During a Senate Judiciary Committee hearing on Wednesday, one of the sponsors said it “pained” her and others to delete the provision dealing with child custody cases.

“It also pains us because an issue first uplifted by trans community members and activists giving voice to a serious flaw in our family court system also shed light on the way these issues impact countless other children, including children with disabilities, children with various religious backgrounds, and mixed race children,” Sen. Katie Wallace, D-Longmont, said. “And now none of those children will see relief.”

Critics, meanwhile, raised worries about parents losing custody of their child for refusing to acknowledge the child’s gender identity. It’s problematic, they said, when the courts’ consideration about parenting time allocation centers on disagreements over personal beliefs, rather than over the kid’s safety.

As introduced, the bill focuses on both name-change petitions and parenting time allocation.

Currently, civil court documents involving minors, such as delinquency cases and adoptions, are required to suppress the children’s names. However, because name-change petitions for minors must be filed by an adult, they don’t have the same requirements.

The bill would bring requirements for name change petitions in line with other civil court matters concerning children, said Erika Unger, an attorney with Bread and Roses Legal Center.

The bill in, its amended form, is “not much more than a technical fix,” Unger said, adding that minors may request name changes for a number of reasons besides gender transition, including birth certificate errors, the marriage or divorce of a parent, or wanting to add a religious or baptismal name.

“Gender affirming name changes are certainly reasons that minors may seek name changes, although they are the minority of changes that we saw in a review of records,” she said.

Both parents must be on board in order to file a petition to change a child’s name, Unger added. If parents with joint custody of a child disagree on whether to allow the name change, the matter is brought to custody court and a judge decides whether then name change is in the best interest of the child.

“There’s no way for a sort of stealth name-change to occur,” Unger said.

Elsie Fierro of One Colorado talked about a Colorado family with a transgender child whose name was legally changed. When the parents searched the name online, they saw their child’s “dead name,” birth date, and address, as well as their names, posted online as a public record.

A “dead name” means a transgender person’s birth name.
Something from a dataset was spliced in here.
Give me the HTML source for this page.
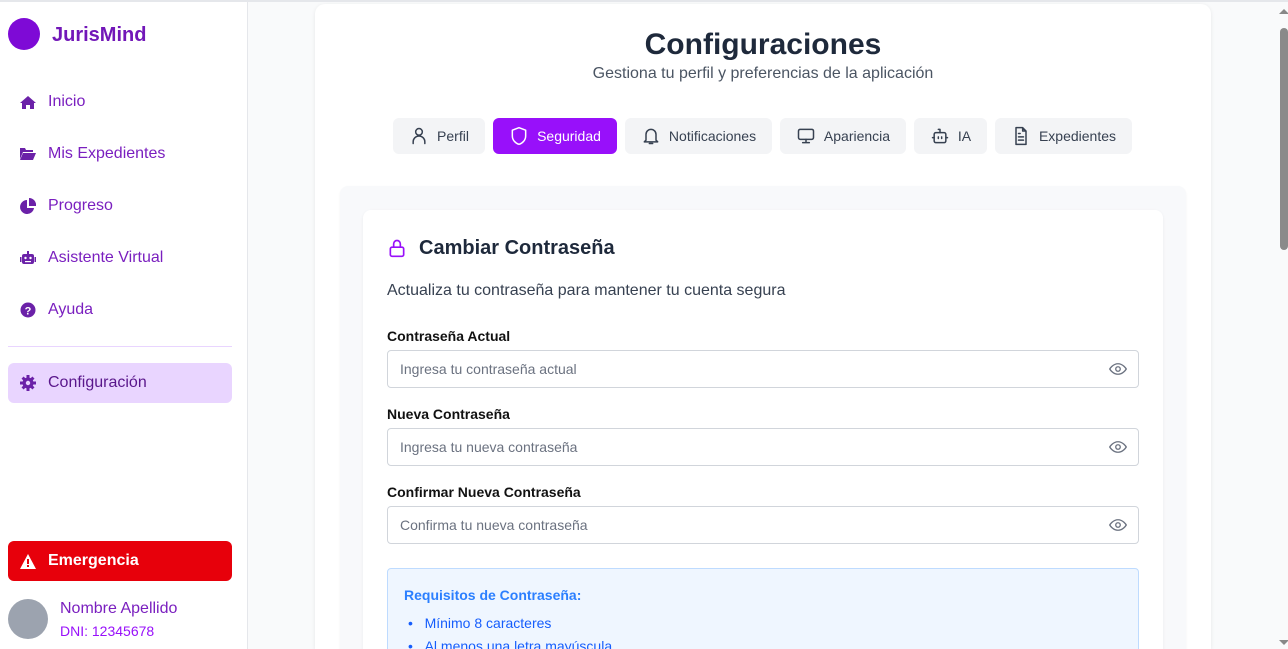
<!DOCTYPE html>
<html><head><meta charset="utf-8"><style>
*{box-sizing:border-box;margin:0;padding:0}
html,body{width:1288px;height:649px;overflow:hidden}
body{font-family:"Liberation Sans",sans-serif;background:#f9fafb;position:relative}
.top{position:absolute;left:0;top:0;width:1288px;height:2px;background:#e5e7eb;z-index:5}
.sb{position:absolute;left:0;top:2px;width:248px;height:647px;background:#fff;border-right:1px solid #e5e7eb;overflow:hidden}
.logo{position:absolute;left:8px;top:16px;width:32px;height:32px;border-radius:50%;background:#7e0ad6}
.brand{position:absolute;left:52px;top:22px;font-size:20px;font-weight:bold;color:#7217b8}
.nav{position:absolute;left:20px;font-size:16px;color:#7a1fbf;display:flex;align-items:center}
.nav svg{width:16px;height:16px;margin-right:12px;fill:#6b21a8}
.hr{position:absolute;left:8px;top:344px;width:224px;height:1px;background:#e9d5ff}
.act{position:absolute;left:8px;top:361px;width:224px;height:40px;background:#e9d5ff;border-radius:6px}
.em{position:absolute;left:8px;top:539px;width:224px;height:40px;background:#e7000b;border-radius:6px;color:#fff;font-weight:bold;font-size:16px;display:flex;align-items:center;padding-left:12px}
.av{position:absolute;left:8px;top:597px;width:40px;height:40px;border-radius:50%;background:#9ca3af}
.panel{position:absolute;left:315px;top:4px;width:896px;height:645px;background:#fff;border-radius:10px 10px 0 0;box-shadow:0 1px 4px rgba(0,0,0,.08);overflow:hidden}
h1{position:absolute;left:0;width:100%;top:24px;text-align:center;font-size:30px;color:#1e293b;font-weight:bold}
.sub{position:absolute;left:0;width:100%;top:61px;text-align:center;font-size:16px;color:#4b5563}
.tab{position:absolute;top:114px;height:36px;background:#f3f4f6;border-radius:6px;display:flex;align-items:center;justify-content:center;font-size:14px;color:#374151;gap:8px}
.tab svg{width:20px;height:20px;fill:none;stroke:#374151;stroke-width:1.8;stroke-linecap:round;stroke-linejoin:round}
.tab.on{background:#9810fa;color:#fff}.tab.on svg{stroke:#fff}
.gray{position:absolute;left:25px;top:182px;width:846px;height:470px;background:#f8f9fb;border-radius:8px;box-shadow:0 1px 2px rgba(0,0,0,.05)}
.card{position:absolute;left:48px;top:206px;width:800px;height:450px;background:#fff;border-radius:8px;box-shadow:0 1px 3px rgba(0,0,0,.06)}
.lbl{position:absolute;left:24px;font-size:14px;font-weight:bold;color:#111}
.inp{position:absolute;left:24px;width:752px;height:38px;border:1px solid #d1d5db;border-radius:4px;font-size:14px;color:#6b7280;padding:10px 12px}
.inp svg{position:absolute;right:11px;top:10px;width:18px;height:16px;fill:none;stroke:#6b7280;stroke-width:1.8}
.req{position:absolute;left:24px;top:358px;width:752px;height:130px;background:#eff6ff;border:1px solid #bedbff;border-radius:4px}
.scroll{position:absolute;left:1276px;top:0;width:12px;height:649px;background:#f9fafb}
.thumb{position:absolute;left:1280px;top:28px;width:8px;height:222px;background:#8a8a8a;border-radius:4px}
</style></head><body>
<div class="top"></div>
<div class="sb">
<div class="logo"></div><div class="brand">JurisMind</div>
<div class="nav" style="top:91px"><svg viewBox="0 0 16 16"><path d="M8 2L0 9h2v6h4v-4h4v4h4V9h2z"/></svg>Inicio</div>
<div class="nav" style="top:143px"><svg viewBox="0 0 16 16"><path d="M0 2h5l1 2h7v2H3l-3 7zM3 7h13l-3 7H0z"/></svg>Mis Expedientes</div>
<div class="nav" style="top:195px"><svg viewBox="0 0 16 16"><path d="M7 2a7 7 0 1 0 7 8H7zM9 0v8h7a7 7 0 0 0-7-8z"/></svg>Progreso</div>
<div class="nav" style="top:247px"><svg viewBox="0 0 16 16"><rect x="2" y="4" width="12" height="10" rx="2"/><path d="M0 7h1.5v5H0zM14.5 7H16v5h-1.5zM7 1h2v3H7z"/><circle cx="5.5" cy="8" r="1.2" fill="#fff"/><circle cx="10.5" cy="8" r="1.2" fill="#fff"/><path d="M5 11h6v1.2H5z" fill="#fff"/></svg>Asistente Virtual</div>
<div class="nav" style="top:299px"><svg viewBox="0 0 16 16"><circle cx="8" cy="8" r="7.5"/><text x="8" y="12.5" font-size="11" fill="#fff" text-anchor="middle" font-weight="bold" font-family="Liberation Sans">?</text></svg>Ayuda</div>
<div class="hr"></div><div class="act"></div>
<div class="nav" style="top:372px;color:#59168b"><svg viewBox="0 0 16 16"><circle cx="8" cy="8" r="5.5"/><path d="M6.5 0h3v3h-3zM6.5 13h3v3h-3zM0 6.5h3v3H0zM13 6.5h3v3h-3zM1.5 3.6L3.6 1.5l2 2L3.5 5.6zM10.4 12.5l2.1-2.1 2 2-2.1 2.1zM1.5 12.4l2-2 2.1 2.1-2 2zM10.4 3.5l2-2 2.1 2.1-2 2z"/><circle cx="8" cy="8" r="2.2" fill="#e9d5ff"/></svg>Configuración</div>
<div class="em"><svg width="16" height="15" viewBox="0 0 16 15" style="margin-right:12px"><path d="M8 0l8 15H0z" fill="#fff"/><path d="M7 5h2v5H7zM7 11h2v2H7z" fill="#e7000b"/></svg>Emergencia</div>
<div class="av"></div>
<div style="position:absolute;left:60px;top:598px;font-size:16px;color:#7a1fbf">Nombre Apellido</div>
<div style="position:absolute;left:60px;top:621px;font-size:14px;color:#9810fa">DNI: 12345678</div>
</div>
<div class="panel">
<h1>Configuraciones</h1>
<div class="sub">Gestiona tu perfil y preferencias de la aplicación</div>
<div class="tab" style="left:78px;width:92px"><svg viewBox="0 0 24 24"><circle cx="12" cy="7" r="4"/><path d="M5 21v-2a7 7 0 0 1 14 0v2"/></svg>Perfil</div>
<div class="tab on" style="left:178px;width:124px"><svg viewBox="0 0 24 24"><path d="M12 2l8 3v7c0 5-4 9-8 10-4-1-8-5-8-10V5z"/></svg>Seguridad</div>
<div class="tab" style="left:310px;width:147px"><svg viewBox="0 0 24 24"><path d="M6 17V10a6 6 0 0 1 12 0v7l2 2H4zM10 21h4"/></svg>Notificaciones</div>
<div class="tab" style="left:465px;width:126px"><svg viewBox="0 0 24 24"><rect x="3" y="4" width="18" height="12" rx="2"/><path d="M12 16v4M8 20h8"/></svg>Apariencia</div>
<div class="tab" style="left:599px;width:73px"><svg viewBox="0 0 24 24"><rect x="5" y="8" width="14" height="12" rx="2"/><path d="M12 8V4h-2M3 14h2M19 14h2M10 13v2M14 13v2"/></svg>IA</div>
<div class="tab" style="left:680px;width:137px"><svg viewBox="0 0 24 24"><path d="M14 2H6v20h12V6zM14 2v4h4M9 13h6M9 17h6M9 9h2"/></svg>Expedientes</div>
<div class="gray"></div>
<div class="card">
<svg style="position:absolute;left:24px;top:28px" width="20" height="20" viewBox="0 0 24 24" fill="none" stroke="#9810fa" stroke-width="2"><rect x="4" y="11" width="16" height="11" rx="2"/><path d="M8 11V7a4 4 0 0 1 8 0v4"/></svg>
<div style="position:absolute;left:56px;top:27px;font-size:20px;font-weight:bold;color:#1e293b">Cambiar Contraseña</div>
<div style="position:absolute;left:24px;top:72px;font-size:16px;color:#374151">Actualiza tu contraseña para mantener tu cuenta segura</div>
<div class="lbl" style="top:118px">Contraseña Actual</div>
<div class="inp" style="top:140px">Ingresa tu contraseña actual<svg viewBox="0 0 24 20"><path d="M1 10s4-7 11-7 11 7 11 7-4 7-11 7S1 10 1 10z"/><circle cx="12" cy="10" r="3"/></svg></div>
<div class="lbl" style="top:196px">Nueva Contraseña</div>
<div class="inp" style="top:218px">Ingresa tu nueva contraseña<svg viewBox="0 0 24 20"><path d="M1 10s4-7 11-7 11 7 11 7-4 7-11 7S1 10 1 10z"/><circle cx="12" cy="10" r="3"/></svg></div>
<div class="lbl" style="top:274px">Confirmar Nueva Contraseña</div>
<div class="inp" style="top:296px">Confirma tu nueva contraseña<svg viewBox="0 0 24 20"><path d="M1 10s4-7 11-7 11 7 11 7-4 7-11 7S1 10 1 10z"/><circle cx="12" cy="10" r="3"/></svg></div>
<div class="req">
<div style="position:absolute;left:16px;top:18px;font-size:14px;font-weight:bold;color:#2b7fff">Requisitos de Contraseña:</div>
<div style="position:absolute;left:20px;top:46px;font-size:14px;color:#155dfc">•&nbsp;&nbsp;&nbsp;Mínimo 8 caracteres</div>
<div style="position:absolute;left:20px;top:69px;font-size:14px;color:#155dfc">•&nbsp;&nbsp;&nbsp;Al menos una letra mayúscula</div>
</div>
</div>
</div>
<div class="scroll"></div><div class="thumb"></div>
<div style="position:absolute;left:1279px;top:9px;width:0;height:0;border-left:5px solid transparent;border-right:5px solid transparent;border-bottom:5px solid #888"></div>
<div style="position:absolute;left:1279px;top:640px;width:0;height:0;border-left:5px solid transparent;border-right:5px solid transparent;border-top:5px solid #888"></div>
</body></html>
“That family spent months trying to remove it and protect their minor child in an increasingly hostile political climate,” Fierro said. “This is the reality some families are navigating. At One Colorado, we believe families deserve privacy, stability, and the freedom to support their child without fear.”

While the panel asked witnesses to only speak about the bill in its amended form, opponents expressed concerns about parents losing custody for refusing to acknowledge their child’s gender identity.

“This bill will cut a vulnerable child off from the parent or the parents they need most — those who do not unquestionably accept a child’s new identity,” said Glenn Stanton of Focus on the Family.

Lori Gimelshteyn of the Colorado Parent Advocacy Network said she warned lawmakers that amending the language of a bill does not always change its intent.

“Today, that warning has proven accurate,” she said.

The amendment to the bill neither erases its intent nor restore opponents’ trust, Gimelshteyn said.

“Nor does it negate the fact that this governing body attempted another bait-and-switch,” she said.

“This is a massive violation of First Amendment constitutional precedent, protecting parental rights from state overreach,” added Brittany Vessely, executive director of the Colorado Catholic Conference. “We should be concerned whenever state policy is to remove children from their family — not for abuse or neglect — but because parents and children disagree about personally-held beliefs.”

The bill, also sponsored by Sen. Chris Kolker, D-Centennial, and Reps. Lorena Garcia, D-Adams County, and Rebekah Stewart, D-Lakewood, passed on a 5-2 party-line vote. Its next stop the Senate floor for a debate.